By Yashi Banymadhub

When I saw Kier Starmer announcing his “biggest trade mission to India”, my thoughts went not to economics but to my great-grandma. Her stories of life under British occupation in Mauritius opened my eyes to how Britain used brown bodies for profit.

Why the leap from trade deal to empire? I’m not alone in the mental gymnastics. Other Indians described it as the “East India Company loot 2.0” and warned “a similar crowd came centuries ago”.  In an Instagram reel, Starmer is seen addressing passengers from the cockpit of his British Airways flight from Heathrow to Mumbai. 

Cultural theorist Nicholas Mirzoeff calls visuality ‘the right to define what counts as the visible world — the right to be the point from which the world is seen. In Starmer’s video Britain once again occupies that vantage point, the pilot’s seat, which carries colonial undertones.

That same hierarchy — who gets to move, who must move and who controls the narrative — persists in today’s politics of trade and migration. So when Starmer proudly declared to be leading the biggest trade mission worth £6 billion, Indians didn’t hear “partnership” but an echo from the past. 

The British Empire replaced slavery with indentured labour in 1834 and that is how I ended up as a French-speaking Indian living in Africa. When my great-grandparents left India in the 19th century they were sold it as a job opportunity. It was in reality another form of bonded labour. My great-grandma — who I lived next door to growing up in Mauritius — spoke of frightening encounters with British colonisers. If she saw them approaching, she would hurriedly take off and hide her shoes, as there was a tacit rule that footwear was only for the whites. Not following it could result in a beating. Walking miles to the only school that admitted non-white pupils, not to educate them but to instil obedience, was deemed too dangerous and her attempts at getting an education were cut short. She learned to write before visiting her grandson in India, insisting on a proper signature on her passport instead of an undignified thumbprint. 

When I knew her, she wore white sarees exclusively. This widow’s attire added a softness to her, especially when she sat engrossed in the Ramayana muttering softly under her breath, or when she poured water from a copper pot (lota) greeting the rising sun at dawn each day. But as a woman and single mother, she was a force to be reckoned with, witty and, if crossed, foul-mouthed. She would sit in front of my blackboard patiently while I taught her the new English words I’d been learning at nursery: “woman”, “man”, “girl”, “boy”. The last difficult-to-pronounce one would result in a telling off from me and a strike, interrupted by my mum,  with the ruler I held menacingly in my hand. (No, I do not condone corporal punishment in schools but some have made links between how children in the Global South are disciplined to how people were treated by colonisers, and the passing down of trauma through the generations.) 

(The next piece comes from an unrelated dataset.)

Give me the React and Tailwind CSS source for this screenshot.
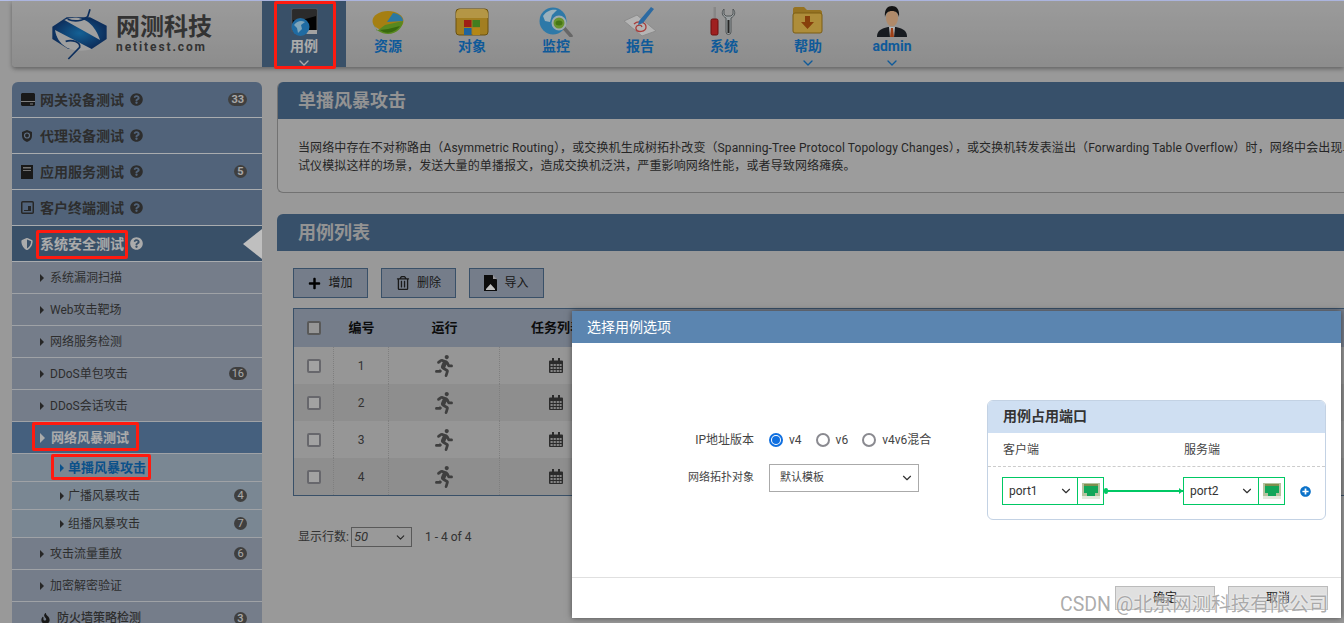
import { ChevronDown } from 'lucide-react'
import { FaFire, FaPlus, FaPlusCircle, FaQuestionCircle, FaRegTrashAlt, FaRunning, FaShieldAlt } from 'react-icons/fa'

/* Nav icons, drawn by hand. All share a 40x36 box */
function CaseIcon() {
  return (
    <svg width="40" height="36" viewBox="0 0 40 36" className="shrink-0">
      <rect x="8" y="8" width="25" height="22" fill="#050505" stroke="#777" />
      <path d="M9 9h23v6L18 19H9z" fill="#3a3a3a" />
      <path d="M20 29h13v4H20z" fill="#d8d8d8" />
      <circle cx="16.5" cy="26" r="9" fill="#2a8fd8" />
      <path d="M10 24c3-4 7-5 11-3l-4 3 1 4-4 4-1-5z" fill="#a8dcf8" />
    </svg>
  )
}

function ResourceIcon() {
  return (
    <svg width="40" height="36" viewBox="0 0 40 36" className="shrink-0">
      <ellipse cx="20" cy="20" rx="15.5" ry="10" fill="#dcaa18" />
      <path d="M5 22c2 7 8 11 15 11 9 0 15-7 15-13l-18 4-8 6z" fill="#76b62a" />
      <path d="M19 21l6-9c5 0 10 4 10 8z" fill="#39a0d8" />
      <path d="M12 29c5 4 14 4 20-4l-12 3z" fill="#4b8c10" />
    </svg>
  )
}

function ObjectIcon() {
  return (
    <svg width="40" height="36" viewBox="0 0 40 36" className="shrink-0">
      <rect x="4" y="8" width="32" height="26" rx="3" fill="#d8a82c" stroke="#8e6c14" />
      <path d="M4 14c0-4 2-6 5-6h22c3 0 5 2 5 6v3H4z" fill="#f0c95c" />
      <rect x="12" y="19" width="7.5" height="7" fill="#d4281e" />
      <rect x="20.5" y="19" width="7.5" height="7" fill="#5aa82a" />
      <rect x="12" y="27" width="7.5" height="7" fill="#2a86d4" />
      <rect x="20.5" y="27" width="7.5" height="7" fill="#f0b41e" />
    </svg>
  )
}

function MonitorIcon() {
  return (
    <svg width="40" height="36" viewBox="0 0 40 36" className="shrink-0">
      <circle cx="17" cy="20" r="13.5" fill="#3ea2e0" />
      <path d="M7 15c4-6 10-7 14-6l-5 5-2 7-5-1z" fill="#d0ecfb" />
      <path d="M28 27l7 8" stroke="#8a8a8a" strokeWidth="3.5" strokeLinecap="round" />
      <circle cx="23" cy="22" r="6.5" fill="#8cc63f" stroke="#d5e4ea" strokeWidth="2" />
      <ellipse cx="23" cy="22" rx="3.5" ry="2.5" fill="#5d9e1c" />
    </svg>
  )
}

function ReportIcon() {
  return (
    <svg width="40" height="36" viewBox="0 0 40 36" className="shrink-0">
      <path d="M4 20l13-6 19 16-14 5z" fill="#f0f0f0" stroke="#bbb" />
      <path d="M14 23c4-4 12-2 12 3s-9 6-10 2 5-5 6-2" fill="none" stroke="#e0524f" strokeWidth="1.3" />
      <path d="M19 20L31 6l3 2-11 14-5 2z" fill="#3b8ed8" />
    </svg>
  )
}

function SystemIcon() {
  return (
    <svg width="40" height="36" viewBox="0 0 40 36" className="shrink-0">
      <rect x="9.5" y="6" width="2.5" height="12" fill="#b5b5b5" />
      <rect x="7" y="18" width="7" height="16" rx="1.5" fill="#d52b2b" stroke="#901515" />
      <path d="M20 8c-3 3-2 7 2 9v14a2.5 2.5 0 005 0V17c4-2 5-6 2-9v5l-2 2h-5l-2-2z" fill="#cfd6d9" stroke="#6d7375" />
      <rect x="23.5" y="19" width="2" height="13" fill="#333" />
    </svg>
  )
}

function HelpIcon() {
  return (
    <svg width="40" height="36" viewBox="0 0 40 36" className="shrink-0">
      <path d="M5 8c0-1 1-2 2-2h9l3 3h13c1 0 2 1 2 2v3H5z" fill="#c99a2e" />
      <rect x="5" y="12" width="29" height="20" rx="2" fill="#e8bd4e" stroke="#a57d1c" />
      <path d="M17 15h5v6h4l-6.500 7-6.500-7h4z" fill="#b4540f" />
    </svg>
  )
}

function AdminIcon() {
  return (
    <svg width="40" height="36" viewBox="0 0 40 36" className="shrink-0">
      <path d="M5 36c0-6 3-8 11-10h8c8 2 11 4 11 10z" fill="#20252b" />
      <path d="M17 26h6l-1 10h-4z" fill="#f4f4f4" />
      <path d="M19 27h2l1 9h-4z" fill="#d2541e" />
      <ellipse cx="20" cy="17" rx="6" ry="8.500" fill="#eab98e" />
      <path d="M13 16c-1-8 3-11 7-11s8 3 7 11c-1-4-3-6-7-6s-6 2-7 6z" fill="#1a1a1a" />
    </svg>
  )
}

function LogoMark() {
  return (
    <svg width="70" height="60" viewBox="0 0 210 180" className="shrink-0">
      <defs>
        <radialGradient id="band" cx="0.5" cy="0.5" r="0.5">
          <stop offset="0" stopColor="#1b82c8" />
          <stop offset="1" stopColor="#123f7c" />
        </radialGradient>
      </defs>
      <path d="M22 68L65 40h70l50 25v40l-45 30H70l-48-30z" fill="url(#band)" />
      <path d="M58 48c35-16 85-8 107 60z" fill="#d4d4d4" />
      <path d="M30 78l110 57c-40 12-100 5-110-57z" fill="#d4d4d4" />
      <path d="M68 46c20 8 45 6 60-8l7-22" fill="none" stroke="#123f7c" strokeWidth="5" />
      <path d="M62 112c20-6 45 2 42 18L70 165" fill="none" stroke="#123f7c" strokeWidth="5" />
    </svg>
  )
}

function ImportIcon() {
  return (
    <svg width="13" height="16" viewBox="0 0 13 16">
      <path d="M0 0h8.500L13 4.500V16H0z" fill="#111" />
      <path d="M9 0l4 4H9z" fill="#c8c8d0" />
      <path d="M2 14h9v1H2zM6.500 9l4.500 5H2z" fill="#fff" />
    </svg>
  )
}

function CalendarIcon() {
  return (
    <svg width="14" height="15" viewBox="0 0 14 15">
      <path d="M1 2.500h12a1 1 0 011 1V14a1 1 0 01-1 1H1a1 1 0 01-1-1V3.500a1 1 0 011-1z" fill="#3a3a3a" />
      <path d="M3 0h2v4H3zM9 0h2v4H9z" fill="#3a3a3a" />
      <path
        d="M1.500 6h2.200v2H1.500zM4.600 6h2.200v2H4.600zM7.700 6h2.200v2H7.700zM10.600 6h2v2h-2zM1.500 9h2.200v2H1.500zM4.600 9h2.200v2H4.600zM7.700 9h2.200v2H7.700zM10.600 9h2v2h-2zM1.500 12h2.200v2H1.500zM4.600 12h2.200v2H4.600zM7.700 12h2.200v2H7.700zM10.600 12h2v2h-2z"
        fill="#b0b0b0"
      />
    </svg>
  )
}

function DriveIcon() {
  return (
    <svg width="14" height="13" viewBox="0 0 14 13">
      <path d="M1 0h12l1 1v11l-1 1H1l-1-1V1z" fill="#222" />
      <path d="M0 8h14v1H0zM9 10.500h3v1H9z" fill="#aaa" />
    </svg>
  )
}

function ProxyIcon() {
  return (
    <svg width="12" height="12" viewBox="0 0 12 12">
      <path d="M6 0l5 2v4c0 3-2 5-5 6-3-1-5-3-5-6V2z" fill="#333" />
      <circle cx="6" cy="5.500" r="2.500" fill="none" stroke="#8097b3" strokeWidth="1.200" />
    </svg>
  )
}

function TabletIcon() {
  return (
    <svg width="13" height="13" viewBox="0 0 13 13">
      <rect x="0.750" y="0.750" width="11.500" height="11.500" rx="1" fill="none" stroke="#333" strokeWidth="1.500" />
      <path d="M3 9h4V5h3v5H3z" fill="#333" />
    </svg>
  )
}

function ServerIcon() {
  return (
    <svg width="12" height="14" viewBox="0 0 12 14">
      <path d="M0 0h12v14H0z" fill="#222" />
      <path d="M2 2h8v1.500H2zM2 5h8v1H2z" fill="#999" />
    </svg>
  )
}

function PortIcon() {
  return (
    <svg width="18" height="16" viewBox="0 0 18 16">
      <rect width="18" height="16" fill="#b5c4a0" />
      <path d="M2 1h14v9h-3v3H5v-3H2z" fill="#12a659" />
      <path d="M2 1h14v2H2z" fill="#7f8f4e" />
      <rect y="13" width="18" height="3" fill="#e4e8dd" />
    </svg>
  )
}

function Badge({ children }) {
  return (
    <span className="ml-auto mr-[15px] flex h-[13px] min-w-[13px] items-center justify-center rounded-full bg-[#555] px-[3px] text-[11px] leading-none text-[#e0e0e0]">
      {children}
    </span>
  )
}

function Help({ className = 'text-[#3d3d3d]' }) {
  return <FaQuestionCircle className={`ml-[6px] text-[13px] ${className}`} />
}

function GroupItem({ icon, label, badge }) {
  return (
    <div className="flex h-9 items-center border-b border-[#e2e6ea] bg-[#6c85a3] pl-[9px] text-sm font-bold text-[#3d3d3d]">
      <span className="flex w-[19px] items-center">{icon}</span>
      <span>{label}</span>
      <Help />
      {badge && <Badge>{badge}</Badge>}
    </div>
  )
}

function SubItem({ label, badge }) {
  return (
    <div className="flex h-8 items-center border-b border-[#d5d9de] bg-[#9ca7b8] pl-[28px] text-xs text-[#3d3d3d]">
      <span className="mr-[6px] h-0 w-0 border-y-[4px] border-l-[4px] border-y-transparent border-l-[#333]" />
      <span>{label}</span>
      {badge && <Badge>{badge}</Badge>}
    </div>
  )
}

function LeafItem({ label, badge, active }) {
  return (
    <div
      className={`flex h-7 items-center border-b border-[#d5d9de] bg-[#a3b4c4] pl-[48px] ${
        active ? 'text-[13px] font-bold text-[#0f6cb8]' : 'text-xs text-[#3d3d3d]'
      }`}
    >
      <span
        className={`mr-[4px] h-0 w-0 border-y-[4px] border-l-[4px] border-y-transparent ${
          active ? 'border-l-[#0f6cb8]' : 'border-l-[#333]'
        }`}
      />
      <span>{label}</span>
      {badge && <Badge>{badge}</Badge>}
    </div>
  )
}

function Sidebar() {
  return (
    <aside className="w-[250px] shrink-0 overflow-hidden rounded-t-md">
      <GroupItem icon={<DriveIcon />} label="网关设备测试" badge="33" />
      <GroupItem icon={<ProxyIcon />} label="代理设备测试" />
      <GroupItem icon={<ServerIcon />} label="应用服务测试" badge="5" />
      <GroupItem icon={<TabletIcon />} label="客户终端测试" />
      <div className="relative flex h-9 items-center border-b border-[#e2e6ea] bg-[#4d6b8b] pl-[9px] text-sm font-bold text-[#e4e4e4]">
        <span className="flex w-[19px] items-center">
          <FaShieldAlt className="text-[12px]" />
        </span>
        <span>系统安全测试</span>
        <Help className="text-[#e4e4e4]" />
        <span className="absolute right-0 top-[3px] h-0 w-0 border-y-[15px] border-r-[19px] border-y-transparent border-r-white" />
      </div>
      <SubItem label="系统漏洞扫描" />
      <SubItem label="Web攻击靶场" />
      <SubItem label="网络服务检测" />
      <SubItem label="DDoS单包攻击" badge="16" />
      <SubItem label="DDoS会话攻击" />
      <div className="flex h-8 items-center border-b border-[#d5d9de] bg-[#5d80a8] pl-[28px] text-[13px] font-bold text-[#e4e4e4]">
        <span className="mr-[6px] h-0 w-0 border-y-[5px] border-l-[5px] border-y-transparent border-l-[#e4e4e4]" />
        <span>网络风暴测试</span>
      </div>
      <LeafItem label="单播风暴攻击" active />
      <LeafItem label="广播风暴攻击" badge="4" />
      <LeafItem label="组播风暴攻击" badge="7" />
      <SubItem label="攻击流量重放" badge="6" />
      <SubItem label="加密解密验证" />
      <div className="flex h-8 items-center bg-[#9ca7b8] pl-[28px] text-xs font-medium text-[#3d3d3d]">
        <FaFire className="mr-[6px] text-[11px] text-[#222]" />
        <span>防火墙策略检测</span>
        <Badge>3</Badge>
      </div>
    </aside>
  )
}

function ToolButton({ icon, label }) {
  return (
    <button className="flex h-[30px] w-[75px] items-center justify-center gap-[7px] border border-[#4d6b8b] bg-[#9ca7b8] text-xs text-[#222]">
      {icon}
      {label}
    </button>
  )
}

function CaseRow({ n, striped }) {
  return (
    <div className={`grid h-[37px] grid-cols-[40px_55px_111px_1fr] items-center ${striped ? 'bg-[#bebebe]' : 'bg-[#c8c8c8]'}`}>
      <div className="flex h-full items-center justify-center border-r border-dotted border-[#aaa]">
        <span className="h-[14px] w-[14px] rounded-[2px] border-2 border-[#8a8a90] bg-[#d8d8d8]" />
      </div>
      <div className="flex h-full items-center justify-center border-r border-dotted border-[#aaa] text-xs text-[#444]">{n}</div>
      <div className="flex h-full items-center justify-center border-r border-dotted border-[#aaa]">
        <FaRunning className="text-[22px] text-[#555]" />
      </div>
      <div className="flex h-full items-center pl-[49px]">
        <CalendarIcon />
      </div>
    </div>
  )
}

function MainContent() {
  return (
    <main className="min-w-0 flex-1">
      <section className="h-[111px] overflow-hidden rounded-l-md border-b border-l border-[#999] bg-[#d0d0d0]">
        <h2 className="flex h-[37px] items-center bg-[#4a6b8e] pl-[20px] text-lg font-bold text-[#c4c4c4]">单播风暴攻击</h2>
        <div className="px-[20px] pt-[20px] text-xs leading-[18px] tracking-[0.12px] whitespace-nowrap text-[#333]">
          <p>当网络中存在不对称路由（Asymmetric Routing），或交换机生成树拓扑改变（Spanning-Tree Protocol Topology Changes），或交换机转发表溢出（Forwarding Table Overflow）时，网络中会出现单播风暴。</p>
          <p>试仪模拟这样的场景，发送大量的单播报文，造成交换机泛洪，严重影响网络性能，或者导致网络瘫痪。</p>
        </div>
      </section>

      <section className="mt-[21px] overflow-hidden rounded-tl-md">
        <h2 className="flex h-[37px] items-center bg-[#4a6b8e] pl-[21px] text-lg font-bold text-[#c4c4c4]">用例列表</h2>
        <div className="pl-[16px] pt-[17px]">
          <div className="flex gap-[13px]">
            <ToolButton icon={<FaPlus className="text-[13px] text-[#000]" />} label="增加" />
            <ToolButton icon={<FaRegTrashAlt className="text-[14px] text-[#222]" />} label="删除" />
            <ToolButton icon={<ImportIcon />} label="导入" />
          </div>
          <div className="mt-[10px] border-y border-l border-[#4d6b8b]">
            <div className="grid h-[38px] grid-cols-[40px_55px_111px_1fr] items-center bg-[#9ca7b8] text-[13px] font-bold text-[#111]">
              <div className="flex justify-center">
                <span className="h-[14px] w-[14px] rounded-[2px] border-2 border-[#777] bg-[#c8c8c8]" />
              </div>
              <div className="text-center">编号</div>
              <div className="text-center">运行</div>
              <div className="pl-[31px]">任务列表</div>
            </div>
            <CaseRow n="1" />
            <CaseRow n="2" striped />
            <CaseRow n="3" />
            <CaseRow n="4" striped />
          </div>
          <div className="mt-[31px] flex items-center pl-[5px] text-xs text-[#444]">
            <span>显示行数:</span>
            <span className="ml-[2px] flex h-[20px] w-[61px] items-center justify-between border border-[#777] pl-[2px] pr-[4px] text-[13px] italic">
              50
              <ChevronDown size={13} className="text-[#333]" />
            </span>
            <span className="ml-[13px]">1 - 4 of 4</span>
          </div>
        </div>
      </section>
    </main>
  )
}

function PortSelect({ name }) {
  return (
    <div className="flex h-[28px] w-[102px] border border-[#00c864]">
      <span className="flex w-[74px] items-center justify-between pl-[6px] pr-[4px] text-xs text-[#333]">
        {name}
        <ChevronDown size={14} className="text-[#333]" />
      </span>
      <span className="flex flex-1 items-center justify-center border-l border-[#00c864]">
        <PortIcon />
      </span>
    </div>
  )
}

function Radio({ label, checked }) {
  return (
    <span className="flex items-center gap-[6px] text-xs text-[#444]">
      <span className={`flex h-[14px] w-[14px] items-center justify-center rounded-full border-2 ${checked ? 'border-[#0f6fe0]' : 'border-[#8a8a90]'}`}>
        {checked && <span className="h-[8px] w-[8px] rounded-full bg-[#0f6fe0]" />}
      </span>
      {label}
    </span>
  )
}

function CaseDialog() {
  return (
    <div className="absolute left-[572px] top-[311px] flex h-[307px] w-[769px] flex-col bg-white shadow-[0_0_6px_rgba(0,0,0,0.5)]">
      <div className="flex h-8 items-center bg-[#5b85b0] pl-[15px] text-sm text-white">选择用例选项</div>
      <div className="flex flex-1 items-center justify-between pr-[15px]">
        <div className="mb-[2px] grid grid-cols-[182px_auto] items-center gap-x-[15px] gap-y-[10px] text-xs text-[#444]">
          <span className="text-right">IP地址版本</span>
          <div className="flex h-[28px] items-center gap-[14px]">
            <Radio label="v4" checked />
            <Radio label="v6" />
            <Radio label="v4v6混合" />
          </div>
          <span className="text-right text-[11px]">网络拓扑对象</span>
          <div className="flex h-[28px] w-[150px] items-center justify-between border border-[#aaa] pl-[10px] pr-[4px] text-[11px] text-[#444]">
            默认模板
            <ChevronDown size={14} className="text-[#333]" />
          </div>
        </div>
        <div className="h-[120px] w-[339px] overflow-hidden rounded-md border border-[#c3d2e4]">
          <div className="flex h-[32px] items-center bg-[#cfdff2] pb-[2px] pl-[15px] text-sm font-bold text-[#333]">用例占用端口</div>
          <div className="flex h-[34px] items-center border-b border-dashed border-[#ccc] text-xs text-[#444]">
            <span className="w-[196px] pl-[15px]">客户端</span>
            <span>服务端</span>
          </div>
          <div className="flex items-center pl-[14px] pt-[10px]">
            <PortSelect name="port1" />
            <div className="relative h-[2px] w-[79px] bg-[#00c864]">
              <span className="absolute -top-[2px] left-0 h-[6px] w-[4px] rounded-full bg-[#00c864]" />
              <span className="absolute -top-[2px] right-0 h-0 w-0 border-y-[3px] border-l-[4px] border-y-transparent border-l-[#00c864]" />
            </div>
            <PortSelect name="port2" />
            <FaPlusCircle className="ml-[15px] text-[11px] text-[#0b72c9]" />
          </div>
        </div>
      </div>
      <div className="flex h-[41px] justify-end gap-[13px] border-t border-[#e0e0e0] pr-[13px] pt-[8px]">
        <button className="h-[24px] w-[100px] border border-[#bbb] bg-[#e0e0e0] text-xs text-[#222]">确定</button>
        <button className="h-[24px] w-[100px] border border-[#bbb] bg-[#e0e0e0] text-xs text-[#222]">取消</button>
      </div>
    </div>
  )
}

const navItems = [
  { label: '资源', icon: <ResourceIcon /> },
  { label: '对象', icon: <ObjectIcon /> },
  { label: '监控', icon: <MonitorIcon /> },
  { label: '报告', icon: <ReportIcon /> },
  { label: '系统', icon: <SystemIcon /> },
  { label: '帮助', icon: <HelpIcon />, menu: true },
  { label: 'admin', icon: <AdminIcon />, menu: true },
]

function TopBar() {
  return (
    <header className="ml-3 flex h-[66px] rounded-bl-sm bg-gradient-to-b from-[#cfcfcf] to-[#bcbcbc] shadow-[0_2px_4px_rgba(0,0,0,0.35)]">
      <div className="flex w-[250px] shrink-0 items-center pl-[33px]">
        <LogoMark />
        <div className="ml-px text-[#444]">
          <div className="text-2xl font-bold leading-[26px]">网测科技</div>
          <div className="text-xs font-bold leading-[14px] tracking-[1.9px]">netitest.com</div>
        </div>
      </div>
      <div className="flex w-[84px] flex-col items-center bg-[#4d6b8b]">
        <CaseIcon />
        <span className="text-sm font-bold leading-[18px] text-[#e4e4e4]">用例</span>
        <ChevronDown size={16} className="shrink-0 text-[#e4e4e4]" />
      </div>
      {navItems.map((item) => (
        <div key={item.label} className="flex w-[84px] flex-col items-center">
          {item.icon}
          <span className="text-sm font-bold leading-[18px] text-[#1478cd]">{item.label}</span>
          {item.menu && <ChevronDown size={16} className="shrink-0 text-[#1478cd]" />}
        </div>
      ))}
    </header>
  )
}

const redMarks = [
  'left-[274px] top-[1px] h-[68px] w-[62px]',
  'left-[36px] top-[230px] h-[29px] w-[92px]',
  'left-[32px] top-[422px] h-[29px] w-[107px]',
  'left-[51px] top-[454px] h-[26px] w-[100px]',
]

export default function App() {
  return (
    <div className="relative h-[623px] w-full overflow-hidden bg-[#ccc] font-['Roboto','Noto_Sans_CJK_SC',sans-serif]">
      <div className="h-px bg-[#b3bde8]" />
      <TopBar />
      <div className="flex gap-[15px] pl-3 pt-[15px]">
        <Sidebar />
        <MainContent />
      </div>

      <div className="absolute inset-x-0 bottom-0 top-px bg-black/25" />
      <CaseDialog />

      {redMarks.map((cls) => (
        <div key={cls} className={`absolute rounded-[2px] border-[3px] border-[#ff1a0f] ${cls}`} />
      ))}

      <div className="absolute left-[1060px] top-[593px] text-[19.5px] leading-[24px] text-[#888]/70 [text-shadow:0_0_2px_#fff]">CSDN @北京网测科技有限公司</div>
    </div>
  )
}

As Sathnam Sanghera notes in Empireworld, the British took over Mauritius from the French in 1810 and kept running it as a slave colony long after abolishing the slave trade. He draws a crucial distinction: Africans were enslaved — owned, dehumanised, treated as property — while Indians under indenture endured a different, but still brutal, “semi-slavery.” 

His words echo my family history. My ancestors were imported labour; today’s migrants are disposable labour. The UK-India trade deal follows Starmer’s pledge to cut over-reliance on migrant labour, proving that Britain loves Indian money but not Indian people. Immigrants are used as scapegoats by politicians seeking to stir up racial hostility, despite the fact that they contribute more in taxes than they claim in benefits. 

When we talk about trade without talking about immigration, we forget that British wealth was built on the movement of people — who were often unwilling, exploited and stripped of their humanity — as well as goods. 

 It’s time that Britain comes down to earth instead of forever looking down, from the cockpit, on others.